Skilled pipe welders are a rare commodity and bring in top dollar for their work. The new welding course at Black River Technical College doesn't give you college credit, it's teaching valuable skills.
The skills these guys are learning are truly amazing and can be used world wide. David Mason was putting this first class of pipe welders through their paces. Even with just only four students in this initial program, the welders and grinders were humming away.
The 18 week course is getting close to finishing up. A former pipe welder himself, Mason says welding like this is special because of the safety demands on the finished product.

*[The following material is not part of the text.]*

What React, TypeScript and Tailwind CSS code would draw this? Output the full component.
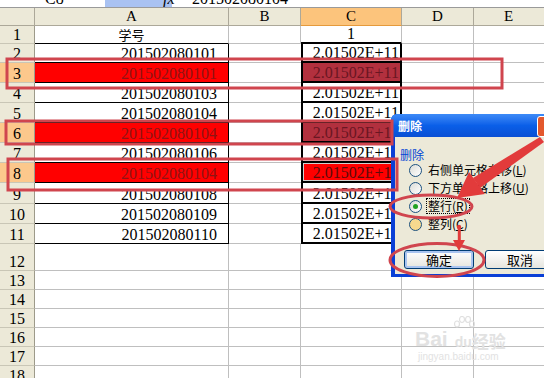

Mason, "This type of welding is used in paper mills, power houses, nuclear powerhouses, coal fired powerhouses, things like that." Mason says that even though there are lots of welders out there, having this kind of skill is very much in demand and closely inspected. "And that's the quality of work that has to be done and they pay them for having that skill set to do that of a quality of craft."
The course is taught at Black River Technical College in Paragould but is not a college course. That means no credit or college loans. Students must come up with the 68 Hundred dollar course fee themselves. The three students we talked to had financed the course by either bank loans or the family had loaned them the money. Two of the three worked full time jobs after school was over.
Keith Eddings runs an auto body shop. He was working with a TIG welder as I looked over his shoulder. Eddings says if you land the right job the course pays for itself.
Eddings, "Your investment will pay off in two months. It will pay for the course itself."
The lab is state of the art. It has been newly remodeled and equipped for this program...and it's "green" as much as a welding shop can be.
Mason, "The whole idea is not to waste resources. We have a good recycling program here. We have a vent system that will filter this smoke before it is released into the atmosphere."
The school day begins at Seven and ends at One. Students spend an hour or so a day in a classroom and then 5 hours hands-on. Students use, stick, MIG, flux core and TIG welders.
Eddings says he wishes he had started this program when he was a younger man. "It's very demanding." He says. "Hand and eye coordination. I mean you gotta have it to be a good welder and be real picky with your work. One little mistake you have to stop and fix it before you go on. It's all X-ray quality."
Mason says when you apply for a job as a pipe welder they will inspect your work very closely. If it doesn't meet standards, very critical standards, it's "Thanks for coming...next."
There will be a new class starting up in November and Mason says he hopes to have more students as word gets out.